GIVEN RECORDS:
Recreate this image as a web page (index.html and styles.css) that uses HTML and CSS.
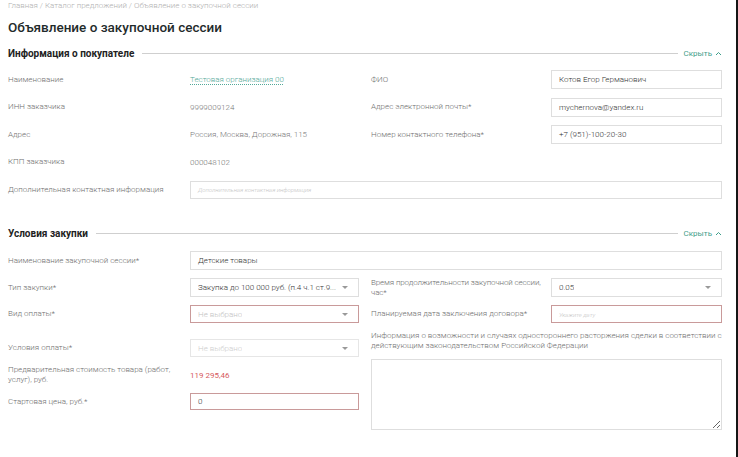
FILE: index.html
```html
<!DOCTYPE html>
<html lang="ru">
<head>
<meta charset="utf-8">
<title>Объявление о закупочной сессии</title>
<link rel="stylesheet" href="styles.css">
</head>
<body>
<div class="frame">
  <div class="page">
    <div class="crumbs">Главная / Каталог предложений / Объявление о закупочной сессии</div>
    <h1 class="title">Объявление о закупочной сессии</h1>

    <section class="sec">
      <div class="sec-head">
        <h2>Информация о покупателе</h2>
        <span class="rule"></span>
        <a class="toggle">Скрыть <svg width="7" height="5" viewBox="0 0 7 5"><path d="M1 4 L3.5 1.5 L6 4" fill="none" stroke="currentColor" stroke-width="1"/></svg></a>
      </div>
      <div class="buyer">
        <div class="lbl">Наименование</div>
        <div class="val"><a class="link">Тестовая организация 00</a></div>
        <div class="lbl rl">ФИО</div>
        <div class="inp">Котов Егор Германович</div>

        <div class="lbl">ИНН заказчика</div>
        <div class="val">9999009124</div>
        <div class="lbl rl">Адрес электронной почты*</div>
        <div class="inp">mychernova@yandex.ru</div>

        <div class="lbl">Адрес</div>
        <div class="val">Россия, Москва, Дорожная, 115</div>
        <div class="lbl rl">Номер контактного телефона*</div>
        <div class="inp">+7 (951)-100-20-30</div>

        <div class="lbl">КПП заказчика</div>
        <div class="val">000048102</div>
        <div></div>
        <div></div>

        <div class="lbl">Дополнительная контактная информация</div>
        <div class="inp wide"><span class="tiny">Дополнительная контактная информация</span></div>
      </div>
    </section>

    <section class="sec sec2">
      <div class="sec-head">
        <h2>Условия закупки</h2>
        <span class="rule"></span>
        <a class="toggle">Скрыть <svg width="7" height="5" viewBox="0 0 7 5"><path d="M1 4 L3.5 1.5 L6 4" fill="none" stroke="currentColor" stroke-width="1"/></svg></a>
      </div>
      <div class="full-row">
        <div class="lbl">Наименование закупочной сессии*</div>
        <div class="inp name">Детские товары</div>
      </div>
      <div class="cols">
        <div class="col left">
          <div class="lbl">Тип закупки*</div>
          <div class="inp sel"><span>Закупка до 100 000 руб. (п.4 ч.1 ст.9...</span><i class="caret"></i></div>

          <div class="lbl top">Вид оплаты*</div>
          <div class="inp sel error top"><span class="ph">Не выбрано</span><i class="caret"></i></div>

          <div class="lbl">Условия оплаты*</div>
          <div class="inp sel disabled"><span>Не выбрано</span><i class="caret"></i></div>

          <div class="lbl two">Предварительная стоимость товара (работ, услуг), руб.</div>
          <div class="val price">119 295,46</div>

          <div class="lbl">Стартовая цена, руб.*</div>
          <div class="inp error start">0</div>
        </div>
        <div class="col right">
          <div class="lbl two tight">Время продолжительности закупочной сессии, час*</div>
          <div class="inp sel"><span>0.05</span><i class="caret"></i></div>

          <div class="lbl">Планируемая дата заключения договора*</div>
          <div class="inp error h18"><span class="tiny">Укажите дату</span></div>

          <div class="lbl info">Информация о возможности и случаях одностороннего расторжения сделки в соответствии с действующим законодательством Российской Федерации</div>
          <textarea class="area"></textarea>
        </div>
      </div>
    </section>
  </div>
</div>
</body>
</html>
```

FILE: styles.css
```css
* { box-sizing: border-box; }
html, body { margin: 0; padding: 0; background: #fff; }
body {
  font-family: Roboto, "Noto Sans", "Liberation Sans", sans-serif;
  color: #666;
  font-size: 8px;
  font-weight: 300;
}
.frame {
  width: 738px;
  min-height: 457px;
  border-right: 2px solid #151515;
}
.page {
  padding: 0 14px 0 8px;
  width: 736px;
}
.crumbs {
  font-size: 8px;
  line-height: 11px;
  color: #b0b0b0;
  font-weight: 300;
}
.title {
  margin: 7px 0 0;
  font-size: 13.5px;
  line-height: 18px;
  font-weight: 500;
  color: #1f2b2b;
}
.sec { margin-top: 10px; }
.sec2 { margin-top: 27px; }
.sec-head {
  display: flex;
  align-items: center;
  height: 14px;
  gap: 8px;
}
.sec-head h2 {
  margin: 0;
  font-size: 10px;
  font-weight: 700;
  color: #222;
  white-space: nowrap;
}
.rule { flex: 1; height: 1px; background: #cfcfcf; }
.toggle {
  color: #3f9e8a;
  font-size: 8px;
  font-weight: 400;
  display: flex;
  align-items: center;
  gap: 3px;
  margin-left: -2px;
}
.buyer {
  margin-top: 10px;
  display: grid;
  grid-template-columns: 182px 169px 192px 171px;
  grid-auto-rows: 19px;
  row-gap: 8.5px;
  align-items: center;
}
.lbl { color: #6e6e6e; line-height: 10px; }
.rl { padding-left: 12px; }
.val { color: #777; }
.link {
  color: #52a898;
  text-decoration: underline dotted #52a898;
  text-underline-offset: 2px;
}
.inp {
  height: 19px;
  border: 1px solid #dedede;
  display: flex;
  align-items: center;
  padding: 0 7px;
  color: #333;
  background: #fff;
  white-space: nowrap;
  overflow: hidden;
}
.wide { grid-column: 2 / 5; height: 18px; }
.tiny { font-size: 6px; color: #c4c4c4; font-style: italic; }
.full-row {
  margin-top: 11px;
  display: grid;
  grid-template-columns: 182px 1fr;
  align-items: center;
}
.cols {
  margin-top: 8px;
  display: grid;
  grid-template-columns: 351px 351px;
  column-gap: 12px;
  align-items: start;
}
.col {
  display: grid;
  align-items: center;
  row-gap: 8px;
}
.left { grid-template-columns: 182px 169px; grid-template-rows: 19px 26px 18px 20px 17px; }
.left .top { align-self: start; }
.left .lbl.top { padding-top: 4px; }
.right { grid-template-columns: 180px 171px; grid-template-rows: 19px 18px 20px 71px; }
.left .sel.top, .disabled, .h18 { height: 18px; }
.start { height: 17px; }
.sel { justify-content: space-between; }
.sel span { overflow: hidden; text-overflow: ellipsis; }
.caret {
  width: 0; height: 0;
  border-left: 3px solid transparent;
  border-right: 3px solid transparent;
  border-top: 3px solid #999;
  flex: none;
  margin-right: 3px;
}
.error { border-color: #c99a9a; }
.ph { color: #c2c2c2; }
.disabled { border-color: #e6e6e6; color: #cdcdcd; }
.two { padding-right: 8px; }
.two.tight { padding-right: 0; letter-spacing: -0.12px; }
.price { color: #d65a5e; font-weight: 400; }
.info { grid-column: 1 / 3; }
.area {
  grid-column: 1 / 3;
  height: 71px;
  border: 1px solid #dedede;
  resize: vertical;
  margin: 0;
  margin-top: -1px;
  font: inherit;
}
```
...
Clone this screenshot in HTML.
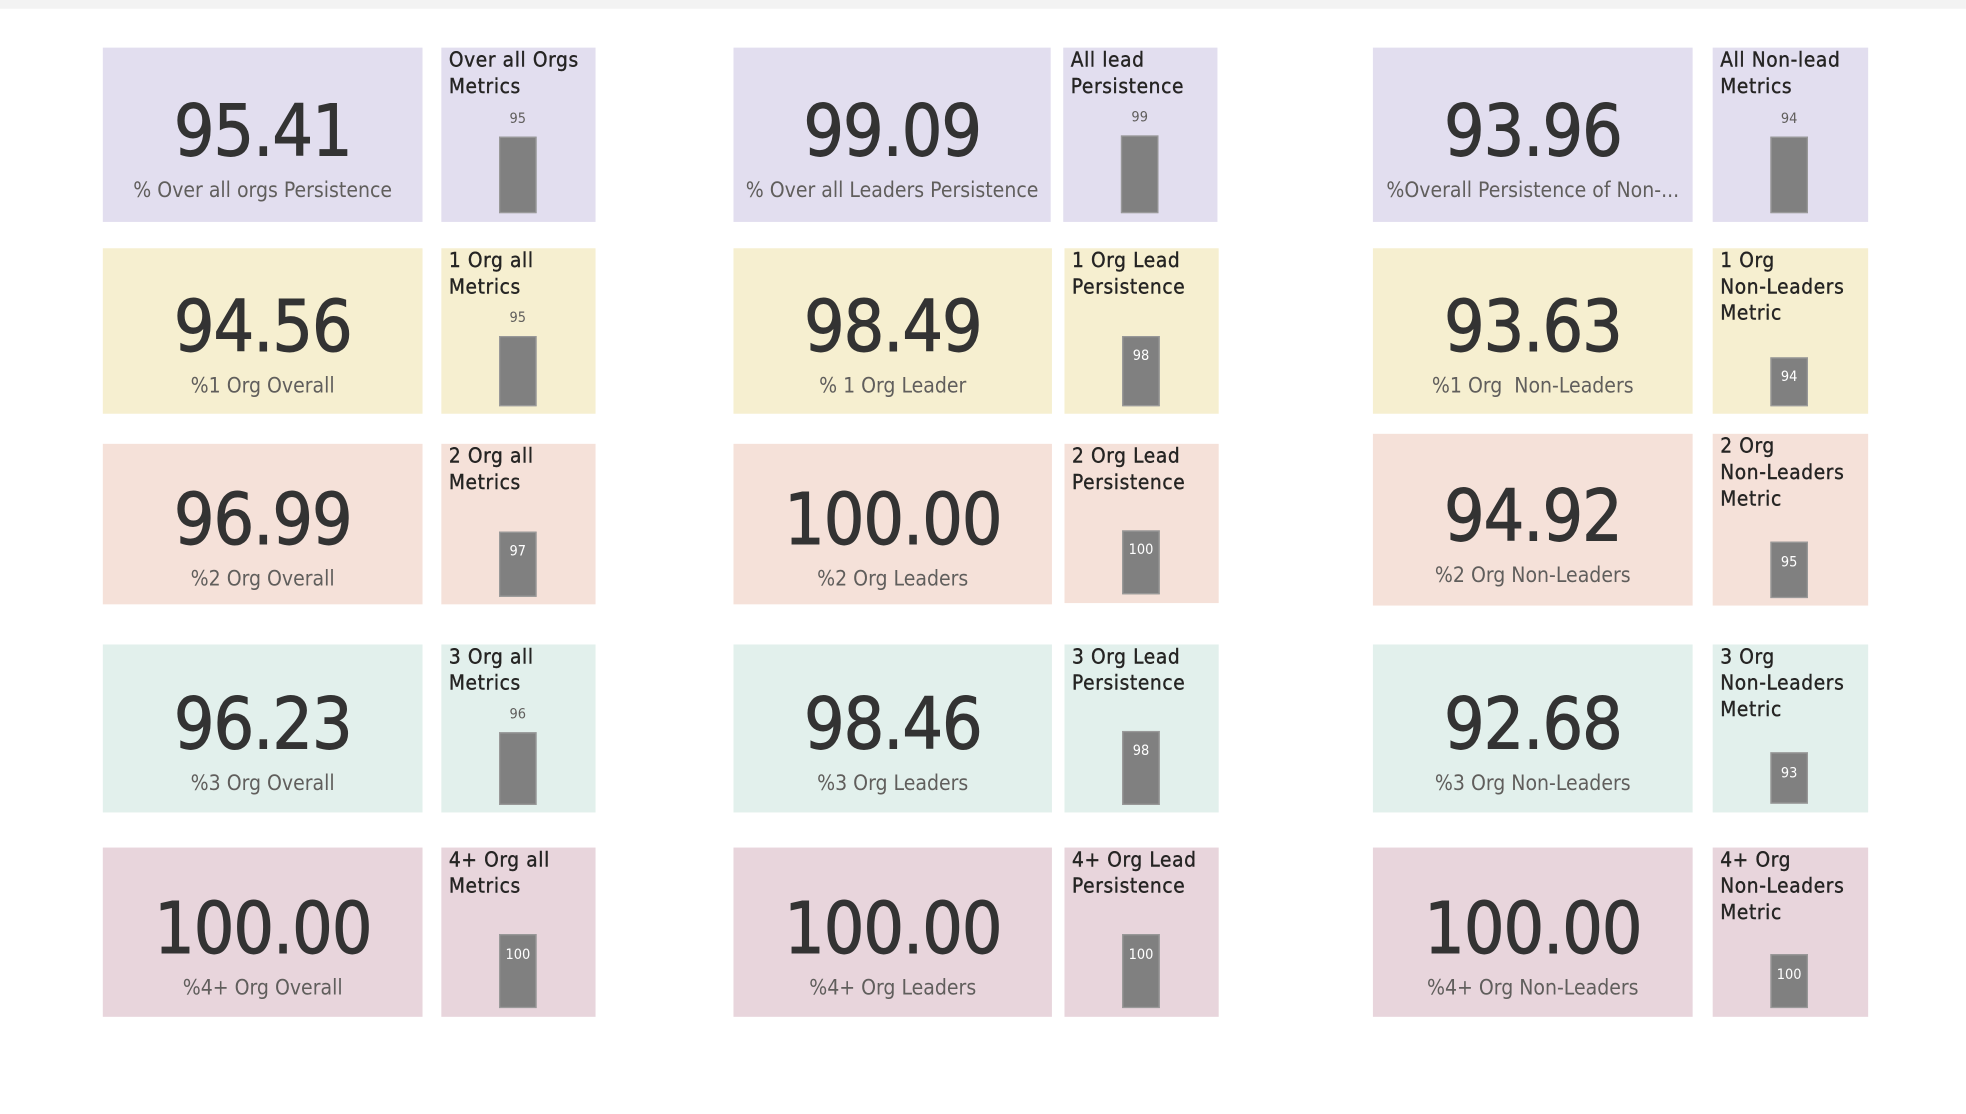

GIVEN REQUEST:
Some lines of the data above may hold the word "styles"; report how many do, and nothing else.

WRITTEN ANSWER:
3